Rice's Theorem says you cannot predict or control the effects of nearly any program on your computer; for example, there's no way to guarantee that running a web browser on arbitrary input will not empty your bank account and donate it all to al-qaeda; but you're running a web browser on potentially attacker-supplied input right now.

I do agree that there's a quantitative difference in predictability between a web browser and a trillion-parameter mass of matrixes and nonlinear activations which is already smarter than most humans in most ways and which we have no idea how to ask what it really wants.

But that's more of an "unsafe at any speed" problem; it's silly to blame the person running the program. When the damage was caused by a toddler pulling a hydrogen bomb off the grocery store shelf, the solution is to get hydrogen bombs out of grocery stores (or, if you're worried about staying competitive with Chinese grocery stores, at least make our own carry adequate insurance for the catastrophes or something).


Replies

andrewflnryesterday at 5:22 PM

In practice, most programs can be predicted within reasonable bounds quite easily. And you can contain the external effects of most programs quite easily. Rice's theorem doesn't stop you from keeping a program off the Internet, or running it in a VM.

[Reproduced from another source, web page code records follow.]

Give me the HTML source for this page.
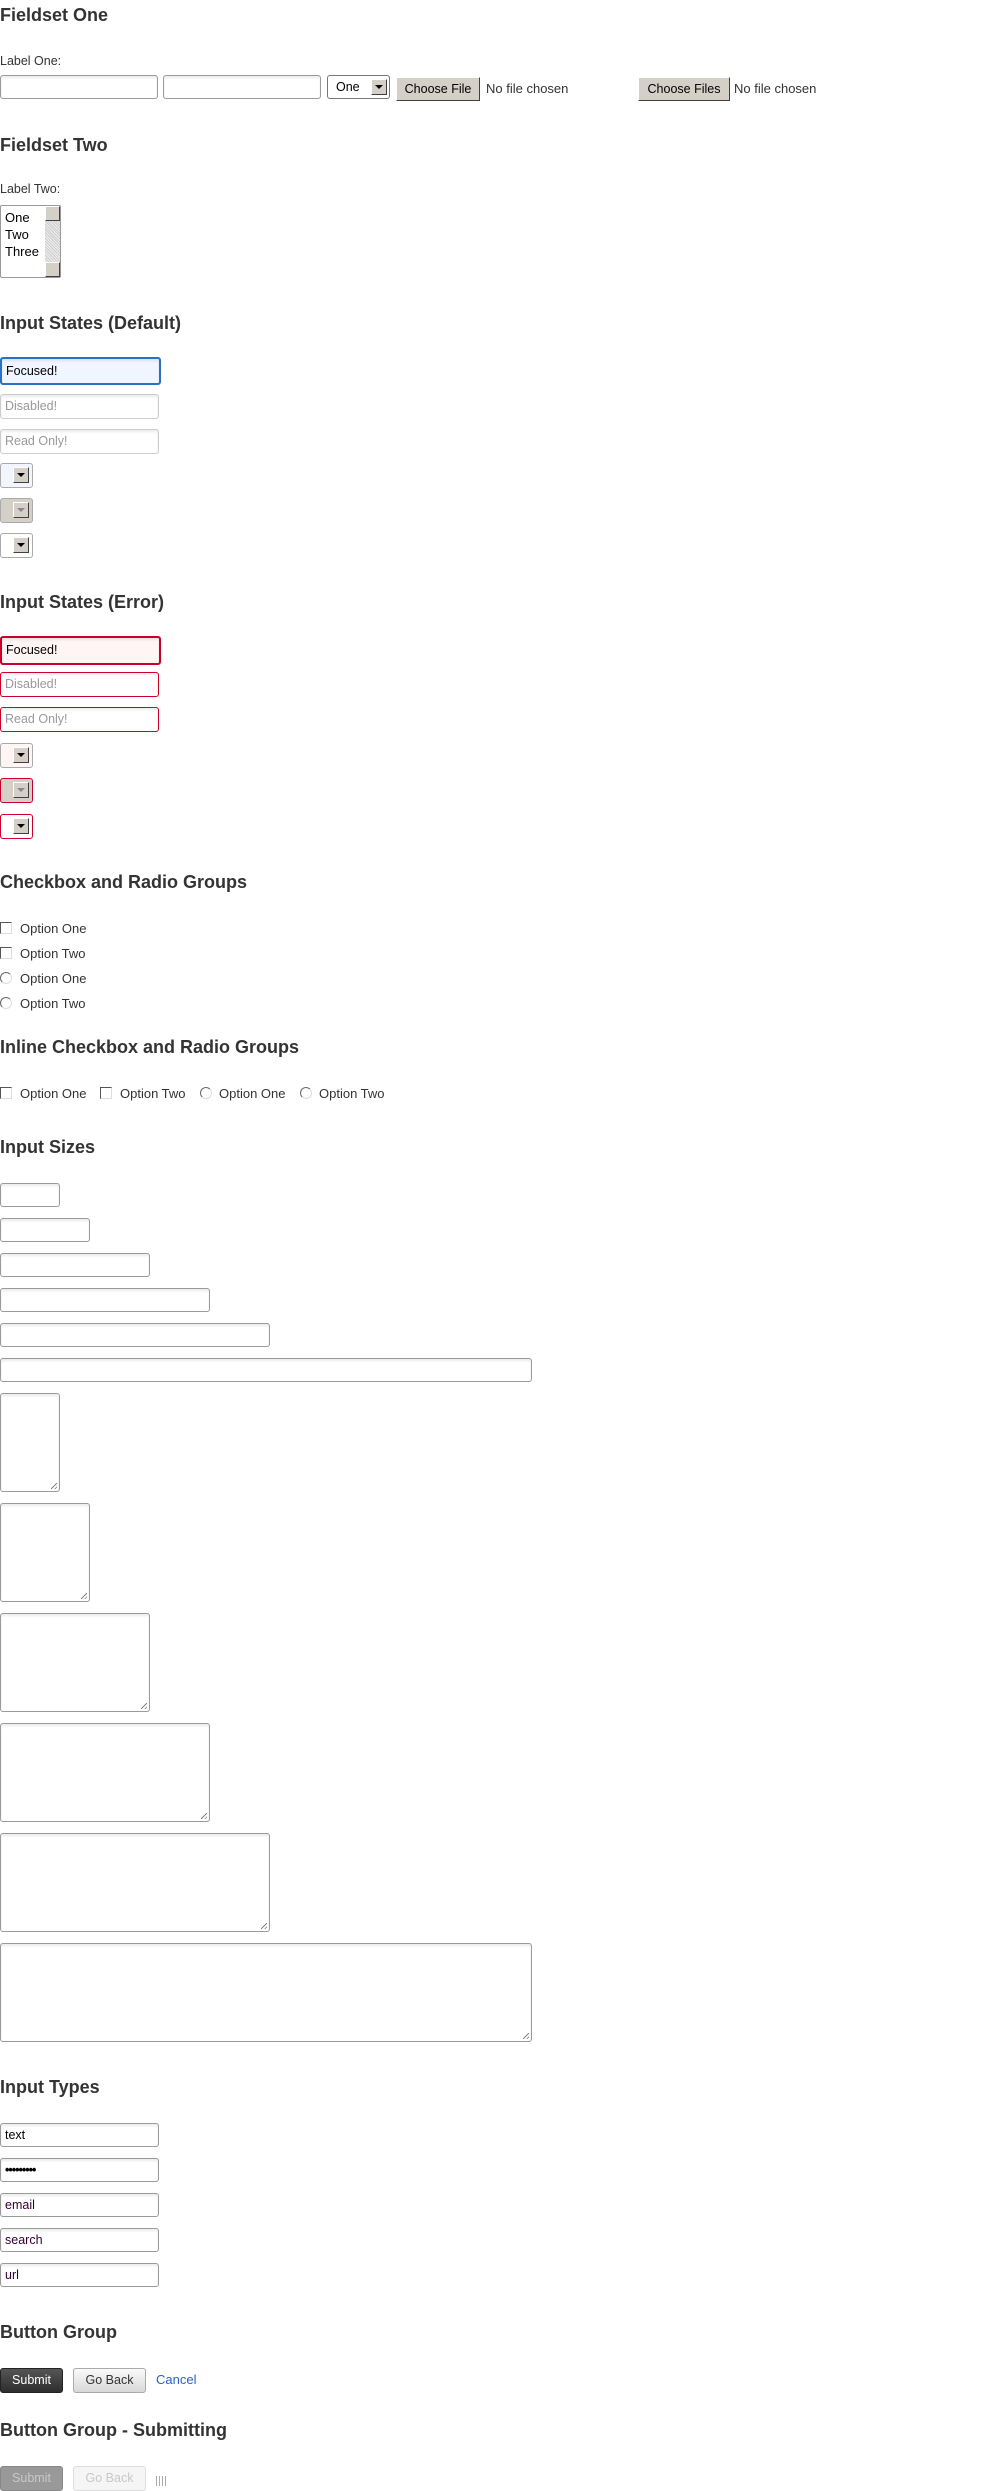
<!DOCTYPE html>
<html><head><meta charset="utf-8">
<style>
*{box-sizing:border-box;margin:0;padding:0}
html,body{width:1008px;height:2491px;background:#fff;overflow:hidden}
body{position:relative;font-family:"Liberation Sans",Arial,sans-serif;color:#333}
.a{position:absolute}
h2{position:absolute;left:0;font-size:18px;font-weight:bold;color:#333;line-height:20px;white-space:nowrap}
.lbl{position:absolute;left:0;font-size:12.5px;color:#333;line-height:14px}
.in{position:absolute;left:0;height:24px;border:1px solid #9a9a9a;border-radius:3px;background:#fff;box-shadow:inset 0 2px 2px rgba(0,0,0,.08);font-size:12.5px;line-height:22px;padding-left:4px;color:#330033;white-space:nowrap;overflow:hidden}
.ta{height:99px}
.ta:after{content:"";position:absolute;right:2px;bottom:2px;width:6px;height:6px;background:linear-gradient(135deg,transparent 45%,#777 46%,#777 54%,transparent 55%,transparent 75%,#777 76%,#777 84%,transparent 85%)}
.sel{position:absolute;left:0;width:33px;height:24px;border:1px solid #aaa;border-radius:3px;background:#fff}
.sel .b{position:absolute;left:12px;top:3px;width:16px;height:16px;background:#d4d0c8;border:1px solid;border-color:#fff #404040 #404040 #fff}
.sel .b:after{content:"";position:absolute;left:3px;top:5px;border-left:4px solid transparent;border-right:4px solid transparent;border-top:4px solid #000}
.sel.dis .b:after{border-top-color:#888}
.cb{position:absolute;width:12px;height:12px;border:1px solid;border-color:#555 #ddd #ddd #555;background:#fff}
.rd{position:absolute;width:12px;height:12px;border-radius:50%;border:1px solid;border-color:#666 #ddd #ddd #666;background:#fff}
.opt{position:absolute;font-size:13px;color:#333;line-height:14px;white-space:nowrap}
.btnw{position:absolute;height:24px;background:#d4d0c8;border:1px solid;border-color:#fff #404040 #404040 #fff;font-size:12.5px;line-height:22px;text-align:center;color:#000}
.fn{position:absolute;font-size:13px;line-height:14px;color:#333;white-space:nowrap}
.bt{position:absolute;height:25px;border-radius:3px;font-size:12.5px;line-height:23px;text-align:center}
</style></head><body>

<h2 style="top:5px">Fieldset One</h2>
<div class="lbl" style="top:54px">Label One:</div>
<div class="in" style="top:75px;width:158px"></div>
<div class="in" style="top:75px;left:163px;width:158px"></div>
<div class="sel" style="top:75px;left:327px;width:63px;border-color:#777"><span style="position:absolute;left:8px;top:4px;font-size:12.5px;color:#000">One</span><div class="b" style="left:43px"></div></div>
<div class="btnw" style="top:77px;left:396px;width:84px">Choose File</div>
<div class="fn" style="top:82px;left:486px">No file chosen</div>
<div class="btnw" style="top:77px;left:638px;width:92px">Choose Files</div>
<div class="fn" style="top:82px;left:734px">No file chosen</div>

<h2 style="top:135px">Fieldset Two</h2>
<div class="lbl" style="top:182px">Label Two:</div>
<div class="a" style="top:205px;left:0;width:61px;height:73px;border:1px solid #999;border-radius:2px;background:#fff">
 <div style="position:absolute;left:4px;top:3px;font-size:13px;line-height:17px;color:#000">One<br>Two<br>Three</div>
 <div style="position:absolute;right:0;top:0;width:15px;height:71px;background:repeating-linear-gradient(45deg,#eee 0 1px,#ccc 1px 2px)"></div>
 <div style="position:absolute;right:0;top:0;width:15px;height:15px;background:#d4d0c8;border:1px solid;border-color:#fff #404040 #404040 #fff"></div>
 <div style="position:absolute;right:0;bottom:0;width:15px;height:15px;background:#d4d0c8;border:1px solid;border-color:#fff #404040 #404040 #fff"></div>
</div>

<h2 style="top:313px">Input States (Default)</h2>
<div class="in" style="top:357px;width:161px;height:28px;border:2px solid #2a6fc9;background:#f0f5ff;color:#000;line-height:24px">Focused!</div>
<div class="in" style="top:394px;width:159px;height:25px;border-color:#ccc;color:#999">Disabled!</div>
<div class="in" style="top:429px;width:159px;height:25px;border-color:#ccc;color:#999">Read Only!</div>
<div class="sel" style="top:463px;height:25px;background:#f0f5ff"><div class="b"></div></div>
<div class="sel dis" style="top:498px;height:25px;background:#d4d0c8"><div class="b"></div></div>
<div class="sel" style="top:533px;height:25px"><div class="b"></div></div>

<h2 style="top:592px">Input States (Error)</h2>
<div class="in" style="top:636px;width:161px;height:29px;border:2px solid #c8002a;background:#fff5f5;color:#000;line-height:25px">Focused!</div>
<div class="in" style="top:672px;width:159px;height:25px;border-color:#c8002a;color:#999">Disabled!</div>
<div class="in" style="top:707px;width:159px;height:25px;border-color:#c8002a;color:#999">Read Only!</div>
<div class="sel" style="top:743px;height:25px;background:#fff5f5"><div class="b"></div></div>
<div class="sel dis" style="top:778px;height:25px;background:#d4d0c8;border-color:#c8002a"><div class="b"></div></div>
<div class="sel" style="top:814px;height:25px;border-color:#c8002a"><div class="b"></div></div>

<h2 style="top:872px">Checkbox and Radio Groups</h2>
<div class="cb" style="left:0;top:922px"></div><div class="opt" style="left:20px;top:922px">Option One</div>
<div class="cb" style="left:0;top:947px"></div><div class="opt" style="left:20px;top:947px">Option Two</div>
<div class="rd" style="left:0;top:972px"></div><div class="opt" style="left:20px;top:972px">Option One</div>
<div class="rd" style="left:0;top:997px"></div><div class="opt" style="left:20px;top:997px">Option Two</div>

<h2 style="top:1037px">Inline Checkbox and Radio Groups</h2>
<div class="cb" style="left:0;top:1087px"></div><div class="opt" style="left:20px;top:1087px">Option One</div>
<div class="cb" style="left:100px;top:1087px"></div><div class="opt" style="left:120px;top:1087px">Option Two</div>
<div class="rd" style="left:200px;top:1087px"></div><div class="opt" style="left:219px;top:1087px">Option One</div>
<div class="rd" style="left:300px;top:1087px"></div><div class="opt" style="left:319px;top:1087px">Option Two</div>

<h2 style="top:1137px">Input Sizes</h2>
<div class="in" style="top:1183px;width:60px"></div>
<div class="in" style="top:1218px;width:90px"></div>
<div class="in" style="top:1253px;width:150px"></div>
<div class="in" style="top:1288px;width:210px"></div>
<div class="in" style="top:1323px;width:270px"></div>
<div class="in" style="top:1358px;width:532px"></div>
<div class="in ta" style="top:1393px;width:60px"></div>
<div class="in ta" style="top:1503px;width:90px"></div>
<div class="in ta" style="top:1613px;width:150px"></div>
<div class="in ta" style="top:1723px;width:210px"></div>
<div class="in ta" style="top:1833px;width:270px"></div>
<div class="in ta" style="top:1943px;width:532px"></div>

<h2 style="top:2077px">Input Types</h2>
<div class="in" style="top:2123px;width:159px;color:#000">text</div>
<div class="in" style="top:2158px;width:159px;color:#000;font-weight:bold;letter-spacing:-1px">•••••••••</div>
<div class="in" style="top:2193px;width:159px">email</div>
<div class="in" style="top:2228px;width:159px">search</div>
<div class="in" style="top:2263px;width:159px">url</div>

<h2 style="top:2322px">Button Group</h2>
<div class="bt" style="top:2368px;left:0;width:63px;background:linear-gradient(#555,#2e2e2e);border:1px solid #222;color:#fff">Submit</div>
<div class="bt" style="top:2368px;left:73px;width:73px;background:linear-gradient(#fafafa,#d8d8d8);border:1px solid #aaa;color:#333">Go Back</div>
<div class="opt" style="top:2373px;left:156px;color:#2a62c9">Cancel</div>

<h2 style="top:2420px">Button Group - Submitting</h2>
<div class="bt" style="top:2466px;left:0;width:63px;background:#999;border:1px solid #888;color:#c8c8c8">Submit</div>
<div class="bt" style="top:2466px;left:73px;width:73px;background:#f5f5f5;border:1px solid #ddd;color:#c8c8c8">Go Back</div>
<div class="a" style="top:2476px;left:156px;width:12px;height:10px;background:repeating-linear-gradient(90deg,#aaa 0 1px,transparent 1px 3px)"></div>

</body></html>
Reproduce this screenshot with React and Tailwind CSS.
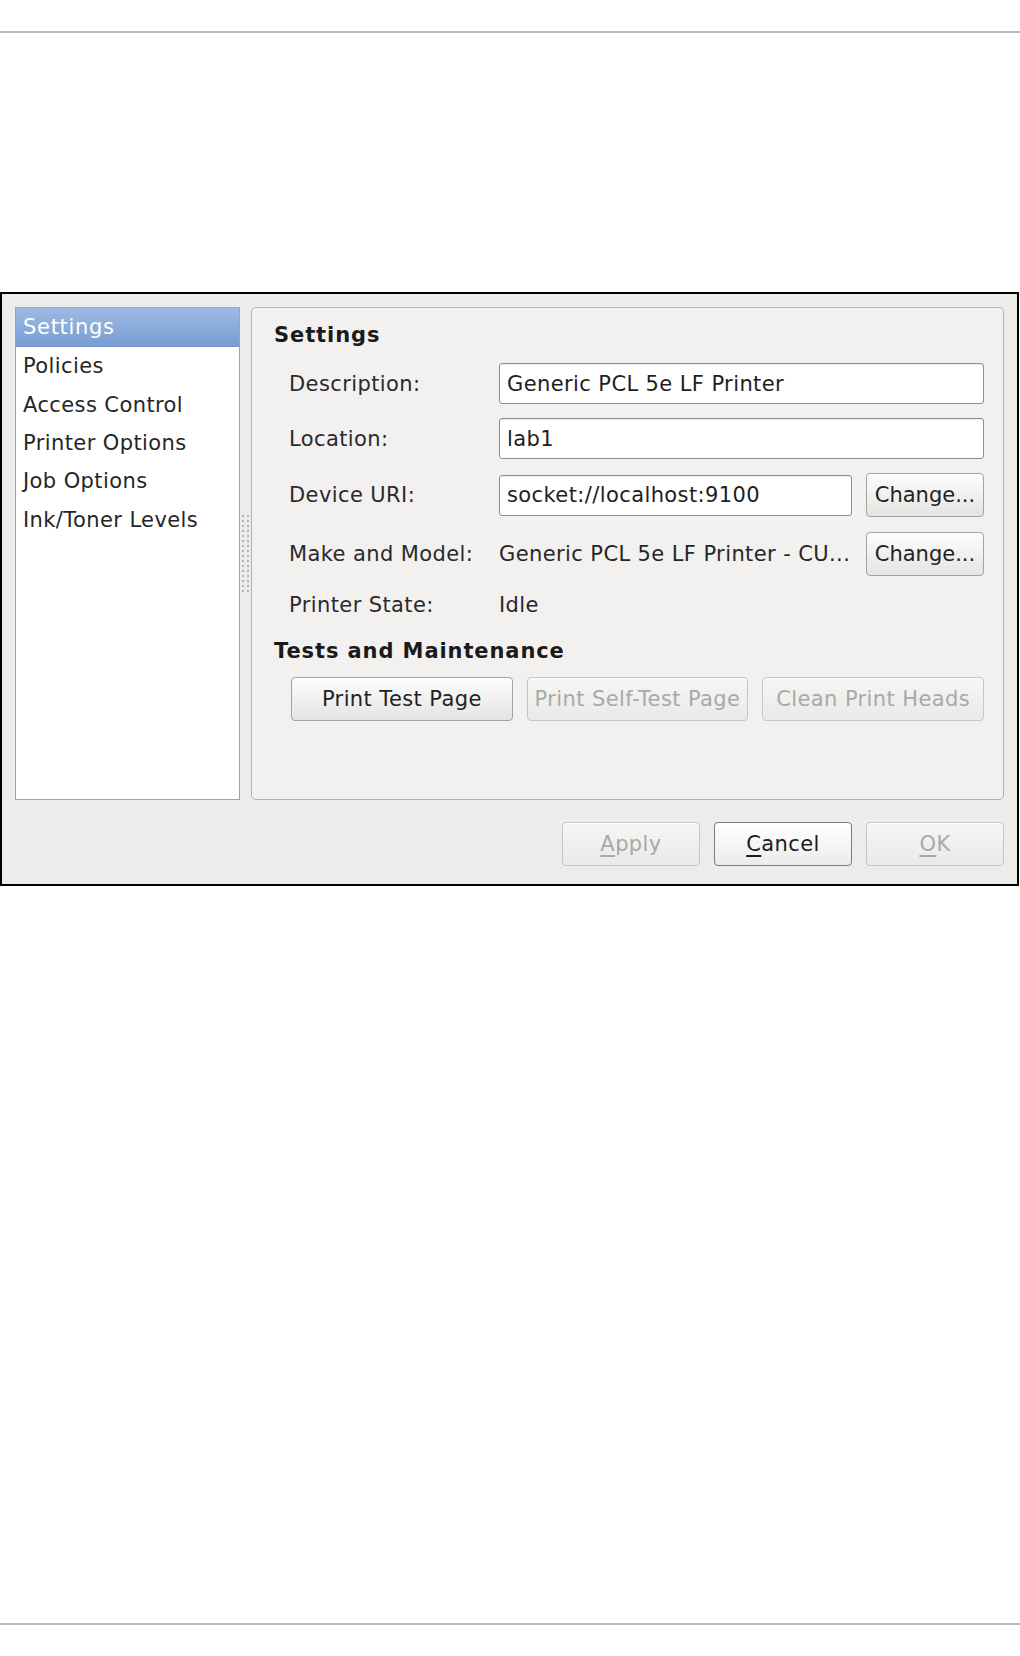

Your later comparisons are nonsense. We're not talking about babies, we're talking about adults who should know better assembling high leverage tools specifically to interact with other people's lives. If they were even running with oversight that would be something, but the operators are just letting them do whatever. But your implication that agents are "unsafe at any speed" leads to the same conclusion: do not run the program.

lynndotpyyesterday at 5:24 PM

Blaming the person running the program is the right thing to do and it's the only thing to do.

This is a really strained equivalence. I can't know for certain that the sun won't fall out of the sky if I drink a second cup of coffee. The "laws of physics" are just descriptions based on observations, after all. But it's a hilarious thing so unlikely we can call it impossible.

Similarly, we can have some nuance here. Someone running a program with the intention of it generating posts on the internet is obviously responsible for what it generates.

UncleMeatyesterday at 5:31 PM

Rice's Thm does not say this. You can absolutely have 100% confident knowledge of what a program will not do, it just means that you also have false positives. You cannot have a both sound and complete static analysis for some program property. But you can have a sound or complete analysis.